**To be done:**
Give the number of lines holding the string "styles" and nothing more.

**Dataset records:**

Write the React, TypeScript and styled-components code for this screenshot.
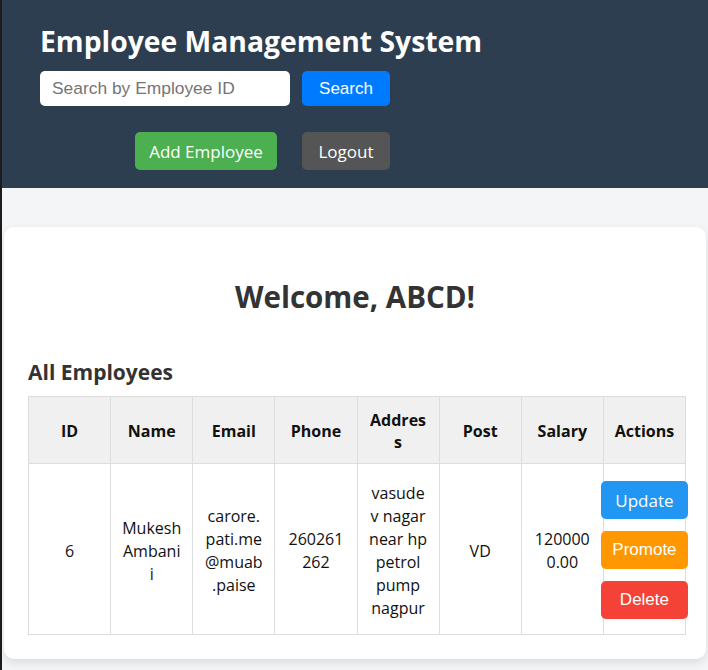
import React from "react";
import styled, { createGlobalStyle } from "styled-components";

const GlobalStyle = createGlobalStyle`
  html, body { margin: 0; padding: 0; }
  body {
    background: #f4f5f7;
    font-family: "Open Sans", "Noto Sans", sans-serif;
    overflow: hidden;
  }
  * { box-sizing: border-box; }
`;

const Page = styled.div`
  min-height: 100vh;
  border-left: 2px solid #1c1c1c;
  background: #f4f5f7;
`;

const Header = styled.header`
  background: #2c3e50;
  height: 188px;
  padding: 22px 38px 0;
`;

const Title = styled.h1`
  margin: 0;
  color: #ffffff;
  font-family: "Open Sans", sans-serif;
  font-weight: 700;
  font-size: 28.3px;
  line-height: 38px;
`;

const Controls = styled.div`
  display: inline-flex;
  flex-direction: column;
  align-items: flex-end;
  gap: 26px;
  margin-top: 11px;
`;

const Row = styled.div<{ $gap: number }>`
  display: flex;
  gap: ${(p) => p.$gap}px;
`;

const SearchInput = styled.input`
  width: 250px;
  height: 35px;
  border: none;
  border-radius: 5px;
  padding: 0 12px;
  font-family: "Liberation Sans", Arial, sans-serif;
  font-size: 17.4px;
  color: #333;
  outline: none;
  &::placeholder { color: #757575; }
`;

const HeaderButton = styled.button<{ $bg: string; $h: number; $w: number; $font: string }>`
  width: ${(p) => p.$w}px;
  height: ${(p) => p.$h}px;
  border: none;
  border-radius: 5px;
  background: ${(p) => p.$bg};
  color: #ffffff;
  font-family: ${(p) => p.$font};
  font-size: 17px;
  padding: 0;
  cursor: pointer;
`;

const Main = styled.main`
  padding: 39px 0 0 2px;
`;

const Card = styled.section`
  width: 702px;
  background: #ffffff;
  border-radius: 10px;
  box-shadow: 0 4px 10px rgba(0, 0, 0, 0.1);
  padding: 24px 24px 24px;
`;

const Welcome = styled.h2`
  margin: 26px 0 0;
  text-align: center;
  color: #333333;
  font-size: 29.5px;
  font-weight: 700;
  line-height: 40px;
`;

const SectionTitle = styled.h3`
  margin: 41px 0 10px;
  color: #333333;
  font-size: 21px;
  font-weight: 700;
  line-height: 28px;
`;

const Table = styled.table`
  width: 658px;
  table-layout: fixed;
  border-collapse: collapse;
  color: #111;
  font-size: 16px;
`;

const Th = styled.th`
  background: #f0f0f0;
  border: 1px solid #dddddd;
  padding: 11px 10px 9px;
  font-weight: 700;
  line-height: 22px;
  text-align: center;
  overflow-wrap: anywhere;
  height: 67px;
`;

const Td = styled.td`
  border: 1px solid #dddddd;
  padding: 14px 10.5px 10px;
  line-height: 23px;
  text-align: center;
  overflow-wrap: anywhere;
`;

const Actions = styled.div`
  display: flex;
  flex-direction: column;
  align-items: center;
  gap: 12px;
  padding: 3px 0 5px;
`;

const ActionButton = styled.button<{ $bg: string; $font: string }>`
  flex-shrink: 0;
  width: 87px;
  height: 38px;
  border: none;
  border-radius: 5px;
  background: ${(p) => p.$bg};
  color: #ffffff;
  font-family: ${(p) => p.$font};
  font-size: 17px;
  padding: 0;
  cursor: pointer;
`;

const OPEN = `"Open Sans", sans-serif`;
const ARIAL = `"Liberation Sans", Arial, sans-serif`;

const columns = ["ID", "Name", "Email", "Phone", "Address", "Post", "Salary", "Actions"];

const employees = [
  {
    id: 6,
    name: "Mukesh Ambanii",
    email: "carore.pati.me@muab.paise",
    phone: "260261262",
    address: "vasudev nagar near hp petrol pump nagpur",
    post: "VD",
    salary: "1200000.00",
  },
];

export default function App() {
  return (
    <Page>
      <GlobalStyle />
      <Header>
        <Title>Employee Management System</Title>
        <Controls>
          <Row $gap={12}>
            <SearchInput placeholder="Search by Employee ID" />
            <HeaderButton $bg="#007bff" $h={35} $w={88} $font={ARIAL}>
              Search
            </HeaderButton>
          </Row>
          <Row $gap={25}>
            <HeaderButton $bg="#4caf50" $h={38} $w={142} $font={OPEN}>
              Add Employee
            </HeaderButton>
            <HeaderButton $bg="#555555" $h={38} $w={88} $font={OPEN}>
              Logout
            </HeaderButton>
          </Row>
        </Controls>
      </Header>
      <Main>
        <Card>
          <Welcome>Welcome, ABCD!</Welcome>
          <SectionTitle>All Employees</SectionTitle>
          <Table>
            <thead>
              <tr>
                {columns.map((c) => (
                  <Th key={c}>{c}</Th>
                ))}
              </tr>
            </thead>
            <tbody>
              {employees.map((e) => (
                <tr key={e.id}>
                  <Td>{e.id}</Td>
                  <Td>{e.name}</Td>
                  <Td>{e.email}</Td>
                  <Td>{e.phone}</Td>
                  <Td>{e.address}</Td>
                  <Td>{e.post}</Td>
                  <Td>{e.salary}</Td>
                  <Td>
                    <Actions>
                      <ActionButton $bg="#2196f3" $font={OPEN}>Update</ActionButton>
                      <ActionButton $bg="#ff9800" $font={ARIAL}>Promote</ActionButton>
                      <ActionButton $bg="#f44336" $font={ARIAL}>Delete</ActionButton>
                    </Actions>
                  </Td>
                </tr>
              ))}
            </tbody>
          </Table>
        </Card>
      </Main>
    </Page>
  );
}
* * *
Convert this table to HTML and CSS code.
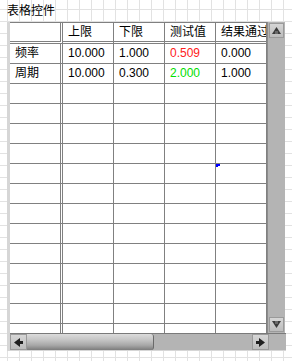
* * *
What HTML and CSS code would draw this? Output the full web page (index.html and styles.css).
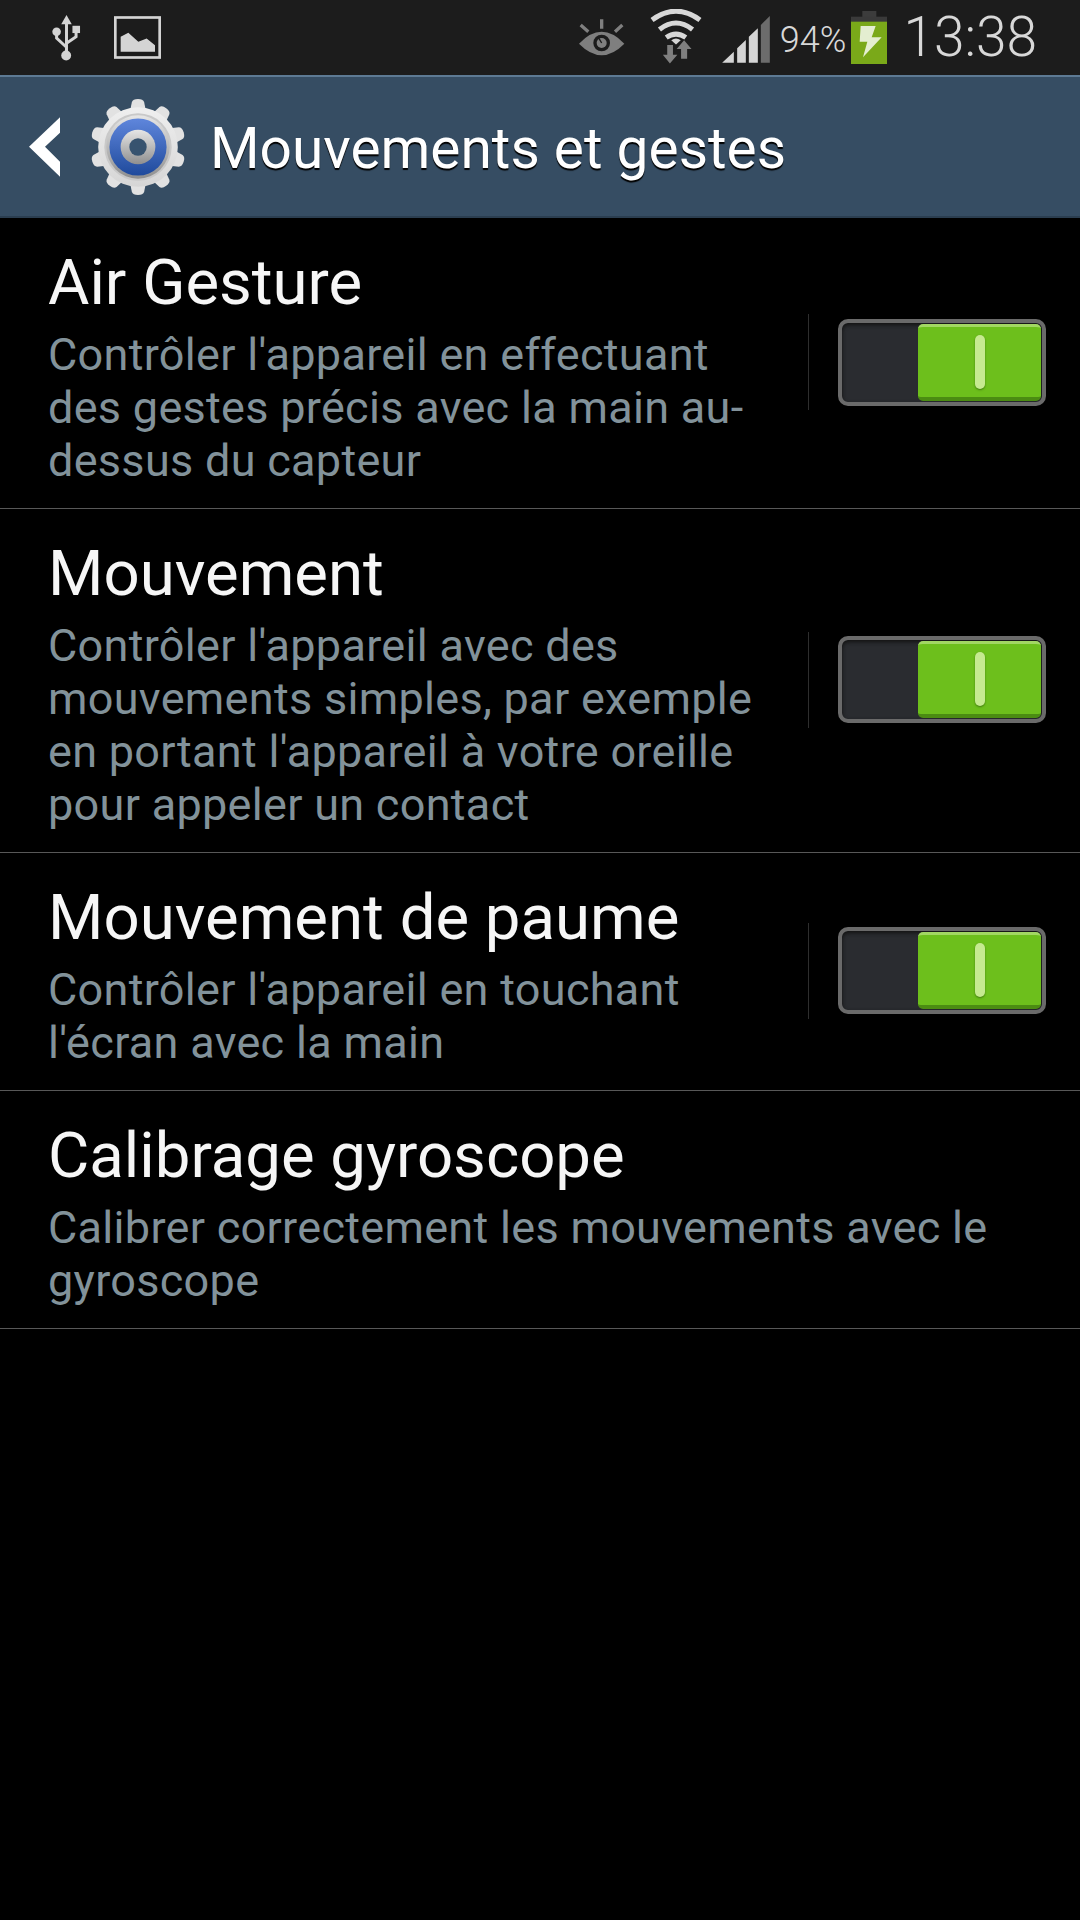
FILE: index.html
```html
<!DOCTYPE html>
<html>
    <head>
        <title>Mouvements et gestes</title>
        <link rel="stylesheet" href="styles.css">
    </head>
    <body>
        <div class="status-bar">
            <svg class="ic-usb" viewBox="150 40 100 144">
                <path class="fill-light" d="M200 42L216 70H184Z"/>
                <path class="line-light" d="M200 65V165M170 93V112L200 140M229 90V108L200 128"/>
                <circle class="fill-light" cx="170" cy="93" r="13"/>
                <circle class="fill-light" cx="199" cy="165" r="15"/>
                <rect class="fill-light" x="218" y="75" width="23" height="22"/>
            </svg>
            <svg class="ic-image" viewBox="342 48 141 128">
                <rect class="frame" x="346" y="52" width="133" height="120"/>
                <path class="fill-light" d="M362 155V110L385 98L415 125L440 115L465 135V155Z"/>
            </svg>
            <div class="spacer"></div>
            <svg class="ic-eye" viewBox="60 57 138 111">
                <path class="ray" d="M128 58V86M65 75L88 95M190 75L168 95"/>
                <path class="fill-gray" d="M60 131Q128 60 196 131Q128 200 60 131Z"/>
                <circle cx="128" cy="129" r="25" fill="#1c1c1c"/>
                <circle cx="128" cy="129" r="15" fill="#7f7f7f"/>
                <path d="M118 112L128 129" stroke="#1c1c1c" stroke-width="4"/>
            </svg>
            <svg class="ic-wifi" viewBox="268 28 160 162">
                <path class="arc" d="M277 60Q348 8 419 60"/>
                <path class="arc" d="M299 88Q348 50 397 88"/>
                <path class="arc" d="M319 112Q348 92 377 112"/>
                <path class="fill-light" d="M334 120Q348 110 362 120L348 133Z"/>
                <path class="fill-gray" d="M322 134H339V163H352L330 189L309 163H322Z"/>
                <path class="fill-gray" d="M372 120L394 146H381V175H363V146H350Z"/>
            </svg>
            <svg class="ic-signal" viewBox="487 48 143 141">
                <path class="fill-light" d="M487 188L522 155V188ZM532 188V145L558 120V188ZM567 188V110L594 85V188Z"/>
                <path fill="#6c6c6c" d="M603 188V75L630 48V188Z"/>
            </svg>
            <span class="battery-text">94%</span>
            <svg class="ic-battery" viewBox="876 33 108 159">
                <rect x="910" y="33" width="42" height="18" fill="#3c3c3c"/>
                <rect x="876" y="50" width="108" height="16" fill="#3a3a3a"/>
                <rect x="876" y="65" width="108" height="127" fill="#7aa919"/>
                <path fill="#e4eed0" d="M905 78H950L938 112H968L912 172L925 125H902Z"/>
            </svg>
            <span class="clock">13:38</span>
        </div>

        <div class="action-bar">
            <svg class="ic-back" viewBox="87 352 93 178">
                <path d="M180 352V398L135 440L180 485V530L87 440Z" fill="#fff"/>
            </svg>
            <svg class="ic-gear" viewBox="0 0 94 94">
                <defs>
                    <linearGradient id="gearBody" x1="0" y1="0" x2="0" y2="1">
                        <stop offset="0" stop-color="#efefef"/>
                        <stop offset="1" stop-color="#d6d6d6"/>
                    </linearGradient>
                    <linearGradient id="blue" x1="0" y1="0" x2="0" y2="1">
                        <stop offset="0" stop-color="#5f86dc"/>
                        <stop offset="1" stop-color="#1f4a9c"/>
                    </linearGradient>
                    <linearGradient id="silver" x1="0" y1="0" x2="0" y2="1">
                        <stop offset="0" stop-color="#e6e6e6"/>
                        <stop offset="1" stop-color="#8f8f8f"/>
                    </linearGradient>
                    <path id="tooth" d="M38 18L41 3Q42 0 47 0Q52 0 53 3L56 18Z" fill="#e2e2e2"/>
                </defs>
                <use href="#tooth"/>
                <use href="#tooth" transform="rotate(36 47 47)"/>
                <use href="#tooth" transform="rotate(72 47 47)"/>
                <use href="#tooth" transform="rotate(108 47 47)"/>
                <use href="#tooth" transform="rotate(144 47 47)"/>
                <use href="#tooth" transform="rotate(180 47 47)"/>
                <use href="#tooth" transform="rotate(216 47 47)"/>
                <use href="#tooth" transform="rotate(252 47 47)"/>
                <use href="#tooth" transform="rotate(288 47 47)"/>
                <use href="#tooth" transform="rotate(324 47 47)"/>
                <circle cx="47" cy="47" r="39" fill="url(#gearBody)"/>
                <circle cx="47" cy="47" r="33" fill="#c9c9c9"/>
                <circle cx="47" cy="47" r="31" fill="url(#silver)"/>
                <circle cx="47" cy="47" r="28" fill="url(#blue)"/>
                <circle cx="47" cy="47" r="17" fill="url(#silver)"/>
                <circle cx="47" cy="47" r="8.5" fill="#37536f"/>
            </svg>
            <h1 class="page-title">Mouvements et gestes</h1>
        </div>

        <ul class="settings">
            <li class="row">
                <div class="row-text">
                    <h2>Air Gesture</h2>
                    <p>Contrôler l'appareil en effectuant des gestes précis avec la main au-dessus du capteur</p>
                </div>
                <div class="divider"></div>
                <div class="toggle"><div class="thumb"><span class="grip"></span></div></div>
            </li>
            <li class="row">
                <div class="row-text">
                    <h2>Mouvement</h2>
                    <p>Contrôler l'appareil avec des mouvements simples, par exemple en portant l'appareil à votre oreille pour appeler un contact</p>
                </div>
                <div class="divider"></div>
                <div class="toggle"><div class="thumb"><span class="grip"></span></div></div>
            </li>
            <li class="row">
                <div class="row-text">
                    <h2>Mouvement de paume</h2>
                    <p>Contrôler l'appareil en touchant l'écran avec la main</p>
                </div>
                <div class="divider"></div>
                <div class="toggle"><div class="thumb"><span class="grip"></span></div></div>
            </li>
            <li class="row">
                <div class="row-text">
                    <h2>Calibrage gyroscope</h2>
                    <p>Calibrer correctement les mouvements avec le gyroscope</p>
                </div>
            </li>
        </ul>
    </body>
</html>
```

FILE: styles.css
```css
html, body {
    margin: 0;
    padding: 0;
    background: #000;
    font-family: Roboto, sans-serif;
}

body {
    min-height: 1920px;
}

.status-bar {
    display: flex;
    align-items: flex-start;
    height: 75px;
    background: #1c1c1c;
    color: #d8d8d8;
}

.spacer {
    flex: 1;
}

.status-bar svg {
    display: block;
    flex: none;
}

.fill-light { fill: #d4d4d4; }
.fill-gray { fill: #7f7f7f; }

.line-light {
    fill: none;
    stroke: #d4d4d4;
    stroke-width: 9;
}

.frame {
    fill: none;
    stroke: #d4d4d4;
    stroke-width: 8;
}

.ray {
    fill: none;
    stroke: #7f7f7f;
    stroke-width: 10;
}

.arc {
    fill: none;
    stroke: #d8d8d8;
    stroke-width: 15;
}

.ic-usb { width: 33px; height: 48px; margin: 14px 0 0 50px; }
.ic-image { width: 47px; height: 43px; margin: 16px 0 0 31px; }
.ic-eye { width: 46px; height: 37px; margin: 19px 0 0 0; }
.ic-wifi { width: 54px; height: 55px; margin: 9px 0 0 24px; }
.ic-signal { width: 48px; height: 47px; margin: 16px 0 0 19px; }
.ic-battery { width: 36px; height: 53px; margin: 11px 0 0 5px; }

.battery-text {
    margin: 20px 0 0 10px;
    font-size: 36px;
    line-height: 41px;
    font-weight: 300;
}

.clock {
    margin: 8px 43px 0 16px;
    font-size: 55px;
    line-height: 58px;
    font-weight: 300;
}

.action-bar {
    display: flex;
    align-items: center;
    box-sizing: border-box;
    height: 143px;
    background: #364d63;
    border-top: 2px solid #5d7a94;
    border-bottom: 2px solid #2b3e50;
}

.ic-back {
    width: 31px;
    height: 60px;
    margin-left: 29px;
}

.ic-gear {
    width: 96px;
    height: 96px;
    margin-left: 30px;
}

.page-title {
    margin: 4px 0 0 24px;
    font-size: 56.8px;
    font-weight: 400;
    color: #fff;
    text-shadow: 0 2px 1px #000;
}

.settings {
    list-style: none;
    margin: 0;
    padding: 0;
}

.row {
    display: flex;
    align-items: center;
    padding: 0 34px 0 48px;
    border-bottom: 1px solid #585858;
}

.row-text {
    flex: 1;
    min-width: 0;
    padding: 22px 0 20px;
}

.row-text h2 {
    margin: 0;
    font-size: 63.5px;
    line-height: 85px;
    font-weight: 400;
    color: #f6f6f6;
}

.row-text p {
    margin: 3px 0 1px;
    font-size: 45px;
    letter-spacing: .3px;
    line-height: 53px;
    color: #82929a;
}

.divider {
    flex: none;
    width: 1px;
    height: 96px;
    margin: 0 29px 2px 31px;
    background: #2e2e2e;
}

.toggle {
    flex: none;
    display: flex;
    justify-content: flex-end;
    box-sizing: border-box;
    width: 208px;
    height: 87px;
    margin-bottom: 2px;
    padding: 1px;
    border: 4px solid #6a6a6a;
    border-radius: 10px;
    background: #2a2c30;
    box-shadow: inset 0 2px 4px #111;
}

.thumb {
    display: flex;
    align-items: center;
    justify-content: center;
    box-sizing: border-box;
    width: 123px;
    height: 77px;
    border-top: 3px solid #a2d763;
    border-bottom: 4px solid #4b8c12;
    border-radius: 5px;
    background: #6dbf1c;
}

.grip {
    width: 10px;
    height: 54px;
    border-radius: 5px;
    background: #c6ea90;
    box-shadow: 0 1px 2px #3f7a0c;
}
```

**Task answer:**
3